Now for the most challenging part of making this functional: displaying select lists in the new/edit views for categories and items. OK, this may not be “challenging” per se, but as someone new to Rails, I did have to spend a little time orienting myself to the various options for implementing select lists using Rails helpers. I ultimately found the collection_select helper, the API documentation for which is certainly suggestive, but not drop-dead obvious:

collection_select(object, method, collection, value_method, text_method, options = {}, html_options = {})

Here is how I currently understand it. The first two parameters, object and method, are strings referring to the name of the current object (resource) you are working on and the name of that object’s attribute that gets assigned the value from the select list (basically, the name of the foreign key column). Note that the object name here is the lower case, singular name of the object–the same name we used when generating its scaffolding. If you are new to Rails as I am, getting these right can be a little confusing at first.

For the next parameter, we supply the collection of model objects that will be used to populate the select list itself, which in this example is the @all_categories instance variable we created in the two controllers. In the next two parameters after this, we tell Rails which attributes of those model objects should be used to populate the option tag value (what ultimately gets assigned to the current object we are creating/editing) and the option tag text that is displayed to the user. Both of these parameters should be specified as symbols (preceded by ‘:’).

The final two parameters are optional and allow us to further customize the look and behavior of the select list. The first options parameter is specifically for options of the collection_select form helper itself, while the html_options allow you to pass in attributes on the HTML select tag, such as assigning a CSS class for example.
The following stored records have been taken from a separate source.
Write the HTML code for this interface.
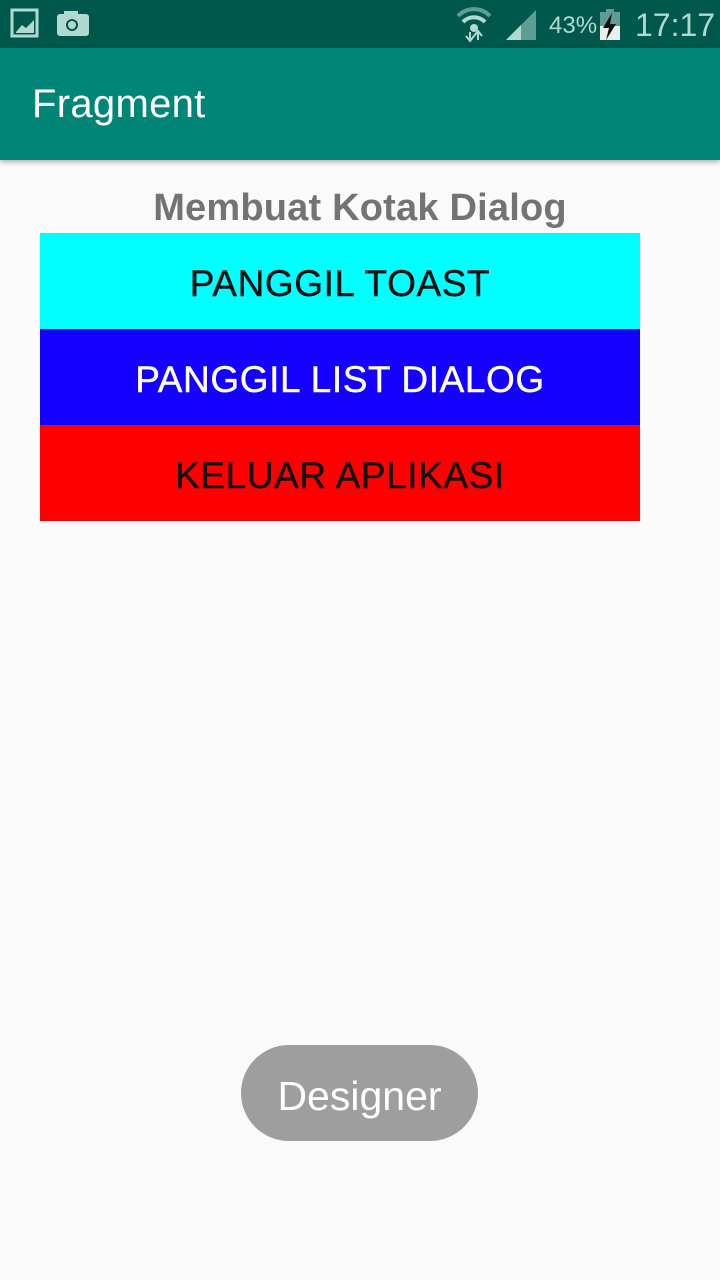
<!DOCTYPE html>
<html><head><meta charset="utf-8"><style>
body{margin:0;width:720px;height:1280px;background:#fafafa;font-family:"Liberation Sans",sans-serif;position:relative;overflow:hidden}
.sb{position:absolute;top:0;left:0;width:720px;height:48px;background:#00574b}
.ab{position:absolute;top:48px;left:0;width:720px;height:112px;background:#008577;box-shadow:0 2px 5px rgba(0,0,0,.3)}
.ab span{position:absolute;left:32px;top:34px;color:#fff;font-size:40px;letter-spacing:0.3px}
.title{position:absolute;top:187px;left:0;width:720px;text-align:center;font-size:38px;font-weight:bold;color:#737373;letter-spacing:0.2px}
.b{position:absolute;left:40px;width:600px;height:96px;line-height:102px;text-align:center;font-size:37px;letter-spacing:0.6px;-webkit-text-stroke:0.4px currentColor}
.toast{position:absolute;left:241px;top:1045px;width:237px;height:96px;border-radius:48px;background:#9e9e9e;color:#fff;font-size:41px;text-align:center;line-height:102px}
</style></head><body>
<div class="sb">
<svg width="720" height="48" style="position:absolute;left:0;top:0">
<rect x="12" y="10" width="25" height="26" fill="none" stroke="#b2d8d2" stroke-width="3"/>
<path d="M16 32 L22 25 L26 28 L34 20 L34 33 L16 33Z" fill="#b2d8d2"/>
<rect x="57" y="14" width="32" height="22" rx="3" fill="#b2d8d2"/>
<rect x="64" y="11" width="14" height="5" fill="#b2d8d2"/>
<circle cx="72" cy="25" r="6" fill="#00574b"/><circle cx="72" cy="25" r="4" fill="#b2d8d2"/>
<path d="M458 16 A22 22 0 0 1 490 16" stroke="#5f9c93" stroke-width="4" fill="none"/>
<path d="M463 22 A15 15 0 0 1 485 22" stroke="#b2d8d2" stroke-width="4" fill="none"/>
<circle cx="474" cy="28" r="4" fill="#b2d8d2"/>
<path d="M470 32 v8 M466 36 l4 5 4-5 M478 40 v-8 M474 36 l4-5 4 5" stroke="#b2d8d2" stroke-width="2" fill="none"/>
<path d="M506 40 L536 10 L536 40Z" fill="#5f9c93"/><path d="M506 40 L521 25 L521 40Z" fill="#b2d8d2"/>
<text x="549" y="33" font-size="24" fill="#b2d8d2" font-family="Liberation Sans">43%</text>
<rect x="600" y="12" width="20" height="28" fill="#5f9c93"/><rect x="606" y="9" width="8" height="4" fill="#5f9c93"/>
<rect x="600" y="26" width="20" height="14" fill="#e8f0ee"/>
<path d="M612 13 L603 28 L609 28 L606 40 L616 24 L610 24Z" fill="#111"/>
<text x="635" y="36" font-size="32" fill="#b2d8d2" font-family="Liberation Sans">17:17</text>
</svg></div>
<div class="ab"><span>Fragment</span></div>
<div class="title">Membuat Kotak Dialog</div>
<div class="b" style="top:233px;background:#00ffff;color:#111">PANGGIL TOAST</div>
<div class="b" style="top:329px;background:#1400ff;color:#fff">PANGGIL LIST DIALOG</div>
<div class="b" style="top:425px;background:#ff0000;color:#111">KELUAR APLIKASI</div>
<div class="toast">Designer</div>
</body></html>
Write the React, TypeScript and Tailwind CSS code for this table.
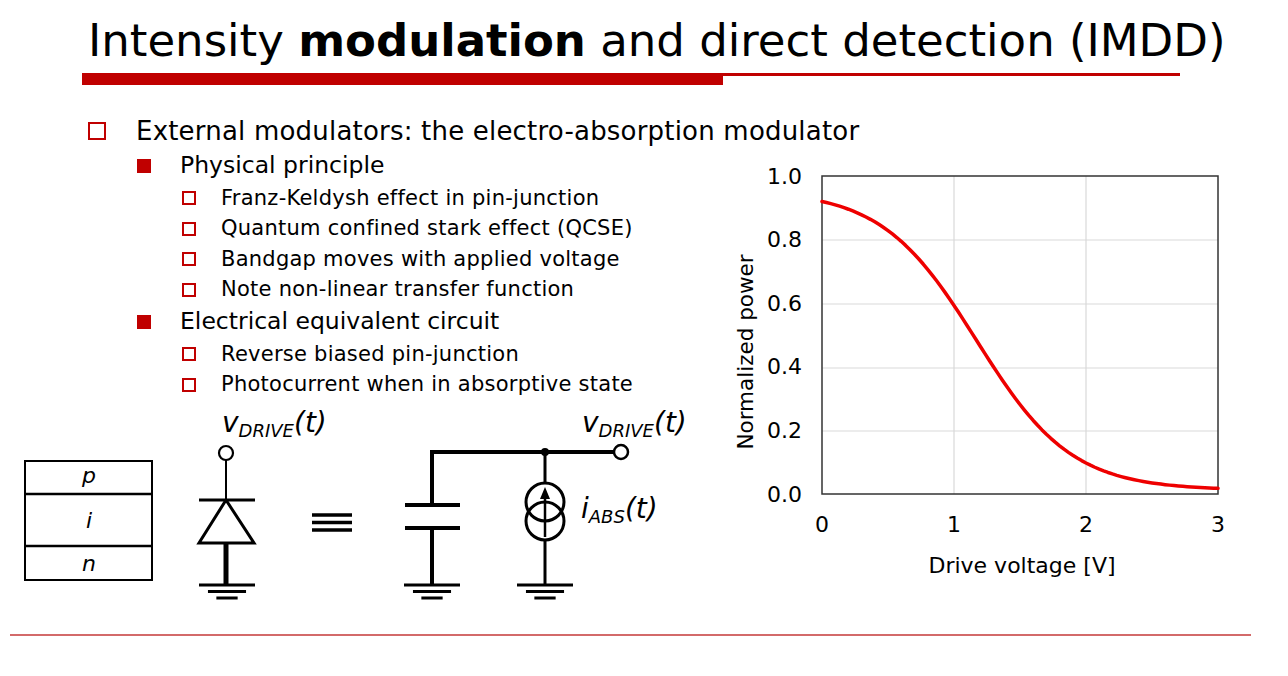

Both sets of options are specified as hashes, using symbols for the keys.

Lets look at two examples. For the categories new/edit views, we only need a single selection list, because each category has at most one parent. For the items new/edit views, we want a multiple selection list, because multiple categories can be assigned to a given item. We can do both using the collection_select helper defined in a ‘partial’ page template.

Starting with the collections new/edit views, create a new file for the single selection list partial in app/views/categories/_select_categories.rhtml:

<%= collection_select(‘category’, ‘parent_id’, @all_categories, :id, :long_name, { :include_blank => true } ) %>

Remember that the file names of partials start with an underscore. I added the :include_blank option to allow for top level categories without parents. Then in both app/views/categories/new.rhtml and app/views/categories/edit.rhtml, replace the existing parent form field with the following to display the select list:

<%= render(:partial => “select_categories”) %>

Again, note that we are referring to the partial without the underscore.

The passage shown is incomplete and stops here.